RECORDED INFORMATION:
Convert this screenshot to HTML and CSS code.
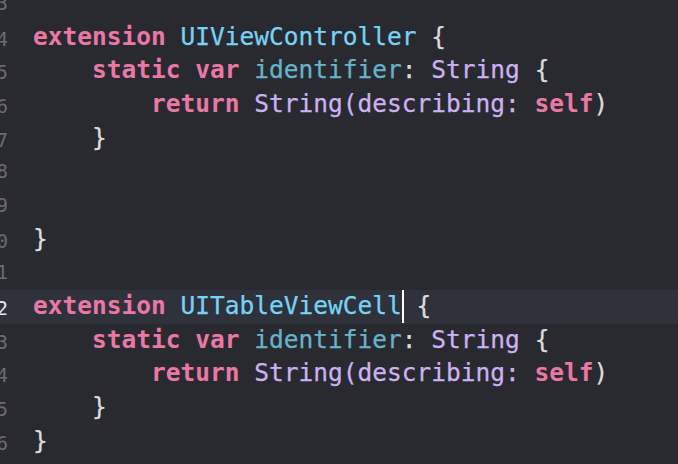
FILE: index.html
```html
<!DOCTYPE html>
<html>
<head>
<meta charset="utf-8">
<link rel="stylesheet" href="styles.css">
</head>
<body>
<div class="editor">
  <div class="line"><span class="ln">3</span><span class="code"></span></div>
  <div class="line"><span class="ln">4</span><span class="code"><span class="kw">extension</span> <span class="ty">UIViewController</span> {</span></div>
  <div class="line"><span class="ln">5</span><span class="code">    <span class="kw">static</span> <span class="kw">var</span> <span class="id">identifier</span>: <span class="cl">String</span> {</span></div>
  <div class="line"><span class="ln">6</span><span class="code">        <span class="kw">return</span> <span class="cl">String(describing:</span> <span class="kw">self</span>)</span></div>
  <div class="line"><span class="ln">7</span><span class="code">    }</span></div>
  <div class="line"><span class="ln">8</span><span class="code"></span></div>
  <div class="line"><span class="ln">9</span><span class="code"></span></div>
  <div class="line"><span class="ln">10</span><span class="code">}</span></div>
  <div class="line"><span class="ln">11</span><span class="code"></span></div>
  <div class="line current"><span class="ln">12</span><span class="code"><span class="kw">extension</span> <span class="ty">UITableViewCell</span><span class="cursor"></span> {</span></div>
  <div class="line"><span class="ln">13</span><span class="code">    <span class="kw">static</span> <span class="kw">var</span> <span class="id">identifier</span>: <span class="cl">String</span> {</span></div>
  <div class="line"><span class="ln">14</span><span class="code">        <span class="kw">return</span> <span class="cl">String(describing:</span> <span class="kw">self</span>)</span></div>
  <div class="line"><span class="ln">15</span><span class="code">    }</span></div>
  <div class="line"><span class="ln">16</span><span class="code">}</span></div>
</div>
</body>
</html>
```
FILE: styles.css
```css
html, body {
  margin: 0;
  padding: 0;
  background: #292a30;
  overflow: hidden;
  height: 100%;
}
.editor {
  margin-top: -13px;
  font-family: "DejaVu Sans Mono", "Liberation Mono", monospace;
}
.line {
  display: flex;
  align-items: baseline;
  height: 33.67px;
  line-height: 33.67px;
}
.line.current {
  background: #2f323a;
}
.ln {
  flex: none;
  width: 40px;
  margin-left: -32px;
  text-align: right;
  font-size: 19px;
  color: #6c6c70;
}
.current .ln {
  color: #e6e6e6;
}
.code {
  padding-left: 25px;
  white-space: pre;
  font-size: 24.5px;
  color: #dcdcdc;
  position: relative;
  top: -1px;
  -webkit-text-stroke: 0.25px currentColor;
}
.kw {
  color: #ea78a7;
  font-weight: bold;
  -webkit-text-stroke: 0;
}
.ty {
  color: #78d2f5;
}
.id {
  color: #67b3cc;
}
.cl {
  color: #ccb2f2;
}
.cursor {
  display: inline-block;
  width: 2px;
  height: 33px;
  background: #ffffff;
  vertical-align: middle;
  margin-right: -2px;
}
```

EXERCISE INSTRUCTIONS:
Reproduce the material above in full, exactly, with no images.

OUTPUT OF THE TASK:
Convert this screenshot to HTML and CSS code.
FILE: index.html
```html
<!DOCTYPE html>
<html>
<head>
<meta charset="utf-8">
<link rel="stylesheet" href="styles.css">
</head>
<body>
<div class="editor">
  <div class="line"><span class="ln">3</span><span class="code"></span></div>
  <div class="line"><span class="ln">4</span><span class="code"><span class="kw">extension</span> <span class="ty">UIViewController</span> {</span></div>
  <div class="line"><span class="ln">5</span><span class="code">    <span class="kw">static</span> <span class="kw">var</span> <span class="id">identifier</span>: <span class="cl">String</span> {</span></div>
  <div class="line"><span class="ln">6</span><span class="code">        <span class="kw">return</span> <span class="cl">String(describing:</span> <span class="kw">self</span>)</span></div>
  <div class="line"><span class="ln">7</span><span class="code">    }</span></div>
  <div class="line"><span class="ln">8</span><span class="code"></span></div>
  <div class="line"><span class="ln">9</span><span class="code"></span></div>
  <div class="line"><span class="ln">10</span><span class="code">}</span></div>
  <div class="line"><span class="ln">11</span><span class="code"></span></div>
  <div class="line current"><span class="ln">12</span><span class="code"><span class="kw">extension</span> <span class="ty">UITableViewCell</span><span class="cursor"></span> {</span></div>
  <div class="line"><span class="ln">13</span><span class="code">    <span class="kw">static</span> <span class="kw">var</span> <span class="id">identifier</span>: <span class="cl">String</span> {</span></div>
  <div class="line"><span class="ln">14</span><span class="code">        <span class="kw">return</span> <span class="cl">String(describing:</span> <span class="kw">self</span>)</span></div>
  <div class="line"><span class="ln">15</span><span class="code">    }</span></div>
  <div class="line"><span class="ln">16</span><span class="code">}</span></div>
</div>
</body>
</html>
```
FILE: styles.css
```css
html, body {
  margin: 0;
  padding: 0;
  background: #292a30;
  overflow: hidden;
  height: 100%;
}
.editor {
  margin-top: -13px;
  font-family: "DejaVu Sans Mono", "Liberation Mono", monospace;
}
.line {
  display: flex;
  align-items: baseline;
  height: 33.67px;
  line-height: 33.67px;
}
.line.current {
  background: #2f323a;
}
.ln {
  flex: none;
  width: 40px;
  margin-left: -32px;
  text-align: right;
  font-size: 19px;
  color: #6c6c70;
}
.current .ln {
  color: #e6e6e6;
}
.code {
  padding-left: 25px;
  white-space: pre;
  font-size: 24.5px;
  color: #dcdcdc;
  position: relative;
  top: -1px;
  -webkit-text-stroke: 0.25px currentColor;
}
.kw {
  color: #ea78a7;
  font-weight: bold;
  -webkit-text-stroke: 0;
}
.ty {
  color: #78d2f5;
}
.id {
  color: #67b3cc;
}
.cl {
  color: #ccb2f2;
}
.cursor {
  display: inline-block;
  width: 2px;
  height: 33px;
  background: #ffffff;
  vertical-align: middle;
  margin-right: -2px;
}
```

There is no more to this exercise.